When I tried setting ZFS up on macOS, when I tried to set the ZFS pool as a network share through macOS's sharing panel any individual user permissions I set would not stay set after I closed out of the screen.

Is there another way of doing this that's recommended?


How compatible are the various ZFS forks?

Is it possible to create ZFS volume on macOS and mount it on Linux, FreeBSD and Illumos all the same?

I'm asking because we are still missing a good cross-platform filesystem with modern journaling and snapshotting.


If you take care when doing so, it's certainly possible. http://www.open-zfs.org/wiki/Feature_Flags is slightly behind ATM on documenting all of them, but is a good starting point.

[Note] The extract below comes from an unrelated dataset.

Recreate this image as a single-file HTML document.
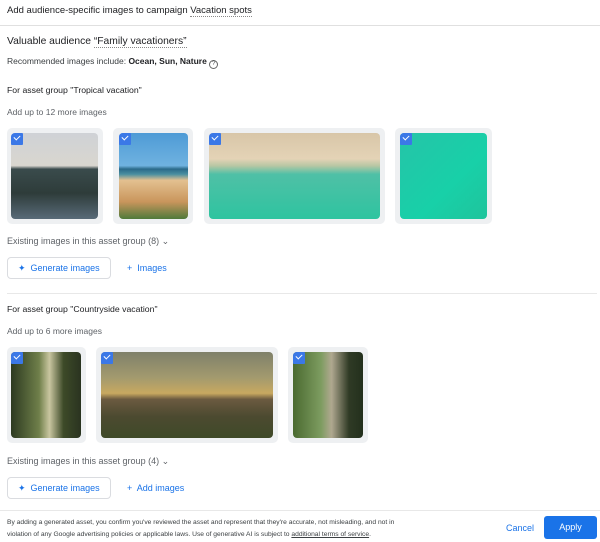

(The various OpenZFS platforms all default to enabling all the feature flags they know about on pool creation if you don't specify otherwise, which can mean either read-only or no access to said pool on other platforms that don't know what those flags are.)


O.O ZFS without FUSE?


There's actually not an up-to-date ZFS FUSE port on any platform, at this point - all the OpenZFS ports are native to their respective kernels, and while people have kicked around updating/making a new FUSE port for a while, it's not been a priority for anyone.